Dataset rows

——————————

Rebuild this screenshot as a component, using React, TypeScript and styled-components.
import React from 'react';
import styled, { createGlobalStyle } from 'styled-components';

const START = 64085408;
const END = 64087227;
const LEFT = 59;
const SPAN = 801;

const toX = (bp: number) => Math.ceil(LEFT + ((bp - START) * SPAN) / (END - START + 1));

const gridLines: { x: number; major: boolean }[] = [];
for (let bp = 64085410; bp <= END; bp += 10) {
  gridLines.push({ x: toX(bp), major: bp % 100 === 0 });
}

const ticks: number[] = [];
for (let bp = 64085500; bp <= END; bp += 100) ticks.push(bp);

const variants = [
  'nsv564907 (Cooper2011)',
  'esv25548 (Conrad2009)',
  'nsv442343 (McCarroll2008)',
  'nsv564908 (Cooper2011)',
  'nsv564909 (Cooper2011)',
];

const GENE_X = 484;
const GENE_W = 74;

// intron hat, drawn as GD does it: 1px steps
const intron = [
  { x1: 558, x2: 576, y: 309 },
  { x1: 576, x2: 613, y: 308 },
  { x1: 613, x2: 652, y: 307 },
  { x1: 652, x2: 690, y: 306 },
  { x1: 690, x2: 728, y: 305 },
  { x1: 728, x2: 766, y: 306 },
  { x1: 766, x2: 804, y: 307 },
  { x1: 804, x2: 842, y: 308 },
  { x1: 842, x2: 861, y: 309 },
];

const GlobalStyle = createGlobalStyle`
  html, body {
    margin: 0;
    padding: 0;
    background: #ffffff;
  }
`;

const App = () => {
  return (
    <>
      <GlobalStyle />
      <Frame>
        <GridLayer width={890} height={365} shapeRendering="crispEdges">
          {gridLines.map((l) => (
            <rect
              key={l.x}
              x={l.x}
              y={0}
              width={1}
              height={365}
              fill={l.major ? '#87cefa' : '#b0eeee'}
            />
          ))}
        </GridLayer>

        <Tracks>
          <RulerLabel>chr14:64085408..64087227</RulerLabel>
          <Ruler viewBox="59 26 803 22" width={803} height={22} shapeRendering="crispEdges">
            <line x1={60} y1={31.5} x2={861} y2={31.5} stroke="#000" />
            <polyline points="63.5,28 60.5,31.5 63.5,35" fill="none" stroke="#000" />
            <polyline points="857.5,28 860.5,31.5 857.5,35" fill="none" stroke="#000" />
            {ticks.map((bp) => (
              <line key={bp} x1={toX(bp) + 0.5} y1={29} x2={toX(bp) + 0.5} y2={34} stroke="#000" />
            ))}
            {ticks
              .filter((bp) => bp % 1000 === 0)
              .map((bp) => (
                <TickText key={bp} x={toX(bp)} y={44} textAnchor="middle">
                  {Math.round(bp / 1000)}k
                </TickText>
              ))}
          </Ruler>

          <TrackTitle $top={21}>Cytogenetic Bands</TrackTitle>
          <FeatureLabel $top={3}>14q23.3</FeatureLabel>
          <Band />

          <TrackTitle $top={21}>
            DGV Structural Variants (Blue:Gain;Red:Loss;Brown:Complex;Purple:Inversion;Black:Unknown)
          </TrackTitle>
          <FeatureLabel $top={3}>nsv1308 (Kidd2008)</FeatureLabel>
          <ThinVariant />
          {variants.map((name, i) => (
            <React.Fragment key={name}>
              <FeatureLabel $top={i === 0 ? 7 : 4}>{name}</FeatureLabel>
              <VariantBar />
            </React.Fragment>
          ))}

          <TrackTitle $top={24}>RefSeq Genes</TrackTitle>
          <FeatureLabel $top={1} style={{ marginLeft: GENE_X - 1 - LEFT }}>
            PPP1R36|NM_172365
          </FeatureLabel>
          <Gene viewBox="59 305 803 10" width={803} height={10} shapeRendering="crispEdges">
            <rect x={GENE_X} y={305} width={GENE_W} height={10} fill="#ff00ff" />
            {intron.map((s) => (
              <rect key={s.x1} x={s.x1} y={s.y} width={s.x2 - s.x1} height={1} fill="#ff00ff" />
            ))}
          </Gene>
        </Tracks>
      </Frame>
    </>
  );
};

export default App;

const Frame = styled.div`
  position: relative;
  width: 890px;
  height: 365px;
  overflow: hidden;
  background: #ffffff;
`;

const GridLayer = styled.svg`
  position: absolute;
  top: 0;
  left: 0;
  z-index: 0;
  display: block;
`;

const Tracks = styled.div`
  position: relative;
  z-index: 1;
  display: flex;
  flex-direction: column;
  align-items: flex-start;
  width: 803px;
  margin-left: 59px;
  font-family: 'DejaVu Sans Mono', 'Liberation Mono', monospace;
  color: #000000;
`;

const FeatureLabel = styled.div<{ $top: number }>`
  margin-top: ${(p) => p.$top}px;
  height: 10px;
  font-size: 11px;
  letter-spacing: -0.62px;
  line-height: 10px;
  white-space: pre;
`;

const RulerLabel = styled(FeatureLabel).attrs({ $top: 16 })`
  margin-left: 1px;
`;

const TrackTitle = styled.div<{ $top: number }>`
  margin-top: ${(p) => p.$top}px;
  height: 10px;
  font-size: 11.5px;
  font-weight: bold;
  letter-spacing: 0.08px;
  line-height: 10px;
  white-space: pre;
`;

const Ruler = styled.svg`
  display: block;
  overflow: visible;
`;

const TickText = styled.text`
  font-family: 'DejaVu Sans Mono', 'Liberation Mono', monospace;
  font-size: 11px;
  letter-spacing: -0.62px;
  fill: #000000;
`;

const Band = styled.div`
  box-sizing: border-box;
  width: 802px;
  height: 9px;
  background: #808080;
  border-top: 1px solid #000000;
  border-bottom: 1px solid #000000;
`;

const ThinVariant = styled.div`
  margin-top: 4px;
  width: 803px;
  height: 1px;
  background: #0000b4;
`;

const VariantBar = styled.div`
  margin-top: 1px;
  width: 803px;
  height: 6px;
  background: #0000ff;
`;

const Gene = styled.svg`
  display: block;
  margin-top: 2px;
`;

——————————

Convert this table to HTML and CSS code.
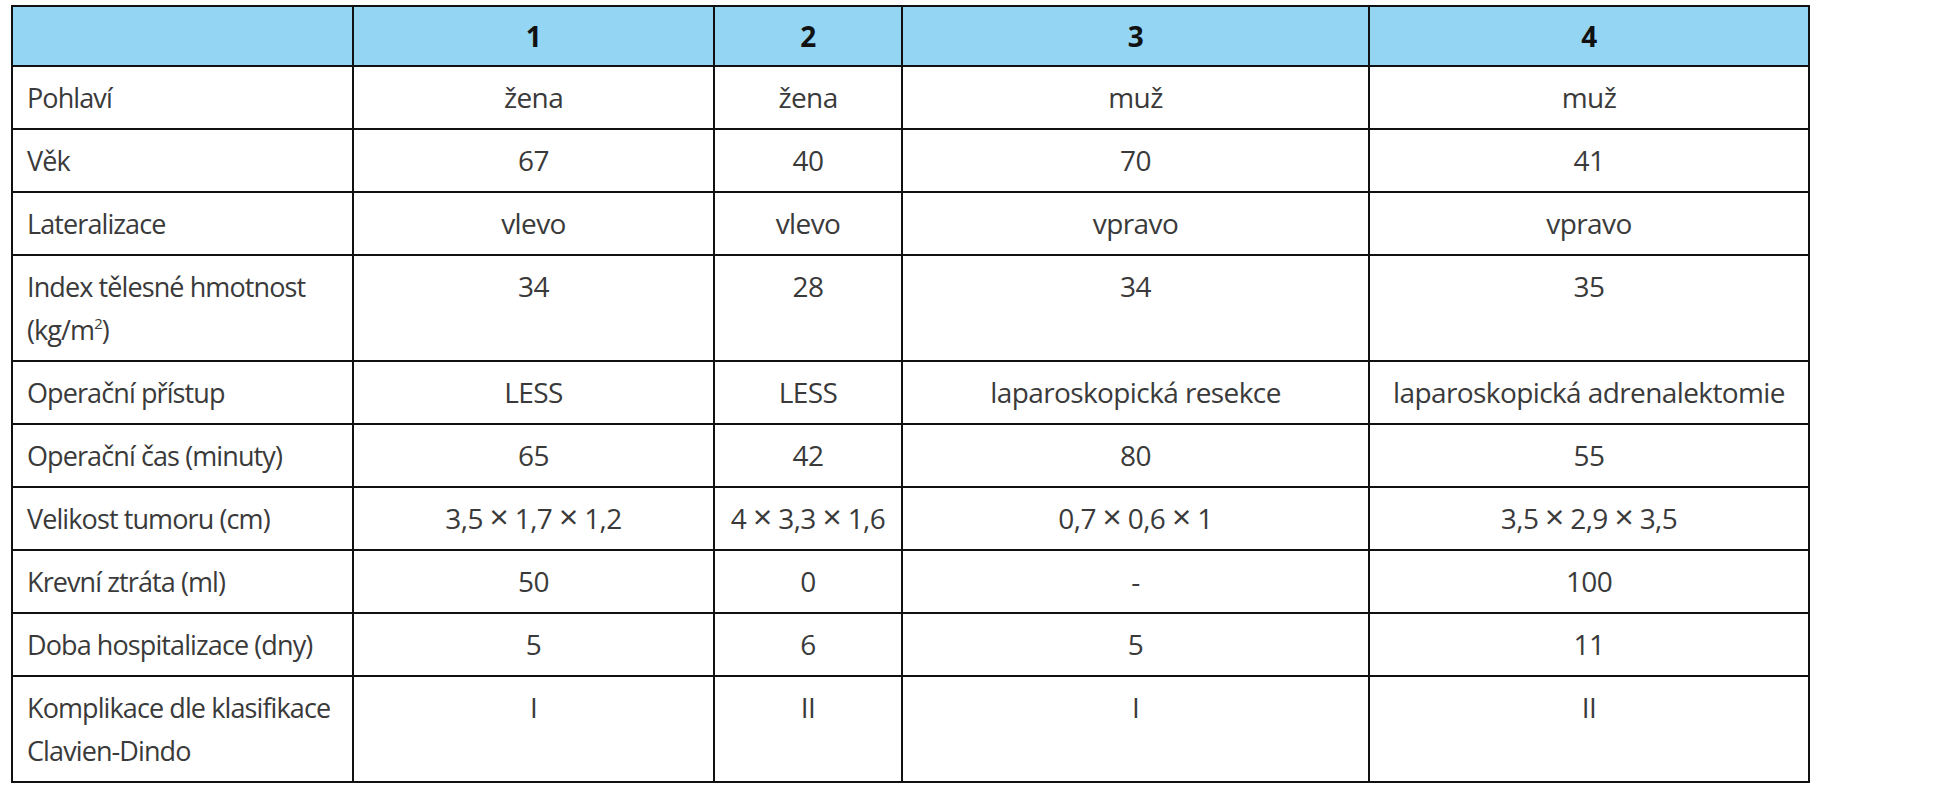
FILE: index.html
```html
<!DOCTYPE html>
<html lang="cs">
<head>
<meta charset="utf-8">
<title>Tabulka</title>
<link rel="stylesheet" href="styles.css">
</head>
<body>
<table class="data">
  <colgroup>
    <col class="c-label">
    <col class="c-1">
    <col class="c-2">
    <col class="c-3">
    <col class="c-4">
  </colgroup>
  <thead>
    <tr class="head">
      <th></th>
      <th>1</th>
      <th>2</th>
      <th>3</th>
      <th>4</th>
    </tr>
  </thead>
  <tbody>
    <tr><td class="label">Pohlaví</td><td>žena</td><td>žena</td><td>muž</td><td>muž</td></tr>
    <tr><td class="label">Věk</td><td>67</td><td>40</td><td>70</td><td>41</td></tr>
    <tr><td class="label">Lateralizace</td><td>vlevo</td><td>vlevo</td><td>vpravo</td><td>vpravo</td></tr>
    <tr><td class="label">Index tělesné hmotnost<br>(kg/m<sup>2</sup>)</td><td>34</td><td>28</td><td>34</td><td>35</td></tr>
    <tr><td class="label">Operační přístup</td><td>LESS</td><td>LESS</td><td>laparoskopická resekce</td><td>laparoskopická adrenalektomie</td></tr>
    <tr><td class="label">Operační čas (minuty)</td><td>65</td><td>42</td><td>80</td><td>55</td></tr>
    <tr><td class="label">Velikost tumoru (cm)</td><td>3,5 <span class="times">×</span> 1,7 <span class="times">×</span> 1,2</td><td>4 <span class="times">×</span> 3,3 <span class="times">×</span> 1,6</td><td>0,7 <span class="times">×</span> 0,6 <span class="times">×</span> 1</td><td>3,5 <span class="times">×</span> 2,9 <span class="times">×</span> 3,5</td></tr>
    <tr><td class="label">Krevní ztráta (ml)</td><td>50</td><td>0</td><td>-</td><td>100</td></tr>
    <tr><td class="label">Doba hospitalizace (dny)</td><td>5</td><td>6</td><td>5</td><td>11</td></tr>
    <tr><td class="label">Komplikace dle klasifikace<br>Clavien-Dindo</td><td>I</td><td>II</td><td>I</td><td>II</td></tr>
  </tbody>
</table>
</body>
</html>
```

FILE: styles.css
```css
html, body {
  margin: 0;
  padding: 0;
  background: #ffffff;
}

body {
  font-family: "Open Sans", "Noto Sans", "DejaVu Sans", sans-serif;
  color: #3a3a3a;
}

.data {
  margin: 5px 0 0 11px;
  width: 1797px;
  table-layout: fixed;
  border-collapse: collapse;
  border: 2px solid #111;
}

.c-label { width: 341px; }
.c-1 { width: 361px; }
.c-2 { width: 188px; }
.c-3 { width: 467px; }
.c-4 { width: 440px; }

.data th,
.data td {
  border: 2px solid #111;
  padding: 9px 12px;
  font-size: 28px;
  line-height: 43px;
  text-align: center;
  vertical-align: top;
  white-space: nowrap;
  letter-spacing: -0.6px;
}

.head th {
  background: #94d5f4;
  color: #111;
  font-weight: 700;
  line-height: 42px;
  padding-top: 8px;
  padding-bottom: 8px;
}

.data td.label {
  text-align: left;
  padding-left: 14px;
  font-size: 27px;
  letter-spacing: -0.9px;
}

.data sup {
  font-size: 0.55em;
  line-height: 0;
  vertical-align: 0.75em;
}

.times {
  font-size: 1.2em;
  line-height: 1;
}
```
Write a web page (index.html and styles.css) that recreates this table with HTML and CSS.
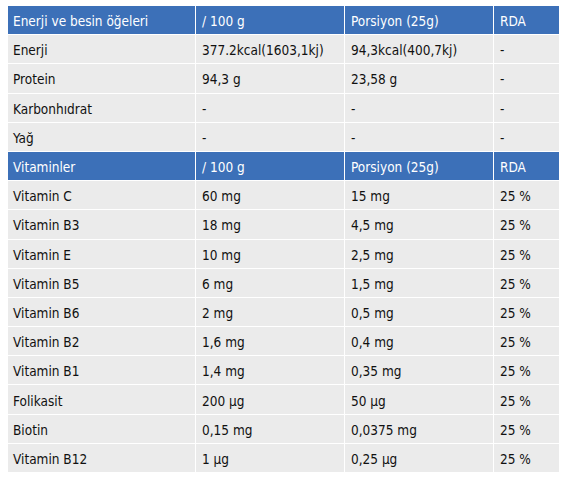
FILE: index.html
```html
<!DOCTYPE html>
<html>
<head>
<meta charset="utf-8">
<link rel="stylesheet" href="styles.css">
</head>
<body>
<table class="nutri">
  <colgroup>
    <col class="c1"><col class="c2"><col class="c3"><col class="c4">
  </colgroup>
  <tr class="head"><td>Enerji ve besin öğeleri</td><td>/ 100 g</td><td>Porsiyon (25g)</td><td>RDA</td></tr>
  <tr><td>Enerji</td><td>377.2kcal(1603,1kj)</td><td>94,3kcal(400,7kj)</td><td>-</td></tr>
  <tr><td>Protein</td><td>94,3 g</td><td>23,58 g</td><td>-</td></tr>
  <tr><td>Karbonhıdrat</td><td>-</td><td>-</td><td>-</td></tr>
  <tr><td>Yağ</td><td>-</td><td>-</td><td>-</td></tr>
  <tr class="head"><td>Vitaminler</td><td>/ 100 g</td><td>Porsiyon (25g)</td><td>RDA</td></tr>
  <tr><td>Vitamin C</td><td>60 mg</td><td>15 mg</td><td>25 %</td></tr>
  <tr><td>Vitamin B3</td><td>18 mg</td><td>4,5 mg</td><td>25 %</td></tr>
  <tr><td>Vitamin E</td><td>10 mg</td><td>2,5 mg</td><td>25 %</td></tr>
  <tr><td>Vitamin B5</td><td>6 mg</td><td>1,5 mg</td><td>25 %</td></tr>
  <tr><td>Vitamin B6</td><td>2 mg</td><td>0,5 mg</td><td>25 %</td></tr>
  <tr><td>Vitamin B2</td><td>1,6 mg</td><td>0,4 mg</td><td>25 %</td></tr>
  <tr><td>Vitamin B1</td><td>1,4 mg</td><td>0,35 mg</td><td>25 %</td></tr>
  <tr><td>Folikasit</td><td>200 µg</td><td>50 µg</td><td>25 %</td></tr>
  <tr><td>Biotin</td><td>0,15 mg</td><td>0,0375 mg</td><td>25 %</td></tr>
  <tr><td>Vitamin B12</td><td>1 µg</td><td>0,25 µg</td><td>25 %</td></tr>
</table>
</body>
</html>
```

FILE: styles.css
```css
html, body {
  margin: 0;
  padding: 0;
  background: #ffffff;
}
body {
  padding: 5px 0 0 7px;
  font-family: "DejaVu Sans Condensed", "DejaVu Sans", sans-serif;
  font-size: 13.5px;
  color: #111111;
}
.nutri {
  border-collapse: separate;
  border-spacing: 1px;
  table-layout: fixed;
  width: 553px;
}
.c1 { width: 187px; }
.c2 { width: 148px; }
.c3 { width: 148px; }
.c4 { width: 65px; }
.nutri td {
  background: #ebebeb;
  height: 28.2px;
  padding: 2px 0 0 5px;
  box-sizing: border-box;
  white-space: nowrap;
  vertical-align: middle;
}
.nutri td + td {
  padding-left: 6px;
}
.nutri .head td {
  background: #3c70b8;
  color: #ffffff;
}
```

——————————

## Task statement
Retype only what lies between the line bearing "Rebuild this screenshot" and the line bearing "</GridLayer>", keeping both of those lines.

## Finished task
Rebuild this screenshot as a component, using React, TypeScript and styled-components.
import React from 'react';
import styled, { createGlobalStyle } from 'styled-components';

const START = 64085408;
const END = 64087227;
const LEFT = 59;
const SPAN = 801;

const toX = (bp: number) => Math.ceil(LEFT + ((bp - START) * SPAN) / (END - START + 1));

const gridLines: { x: number; major: boolean }[] = [];
for (let bp = 64085410; bp <= END; bp += 10) {
  gridLines.push({ x: toX(bp), major: bp % 100 === 0 });
}

const ticks: number[] = [];
for (let bp = 64085500; bp <= END; bp += 100) ticks.push(bp);

const variants = [
  'nsv564907 (Cooper2011)',
  'esv25548 (Conrad2009)',
  'nsv442343 (McCarroll2008)',
  'nsv564908 (Cooper2011)',
  'nsv564909 (Cooper2011)',
];

const GENE_X = 484;
const GENE_W = 74;

// intron hat, drawn as GD does it: 1px steps
const intron = [
  { x1: 558, x2: 576, y: 309 },
  { x1: 576, x2: 613, y: 308 },
  { x1: 613, x2: 652, y: 307 },
  { x1: 652, x2: 690, y: 306 },
  { x1: 690, x2: 728, y: 305 },
  { x1: 728, x2: 766, y: 306 },
  { x1: 766, x2: 804, y: 307 },
  { x1: 804, x2: 842, y: 308 },
  { x1: 842, x2: 861, y: 309 },
];

const GlobalStyle = createGlobalStyle`
  html, body {
    margin: 0;
    padding: 0;
    background: #ffffff;
  }
`;

const App = () => {
  return (
    <>
      <GlobalStyle />
      <Frame>
        <GridLayer width={890} height={365} shapeRendering="crispEdges">
          {gridLines.map((l) => (
            <rect
              key={l.x}
              x={l.x}
              y={0}
              width={1}
              height={365}
              fill={l.major ? '#87cefa' : '#b0eeee'}
            />
          ))}
        </GridLayer>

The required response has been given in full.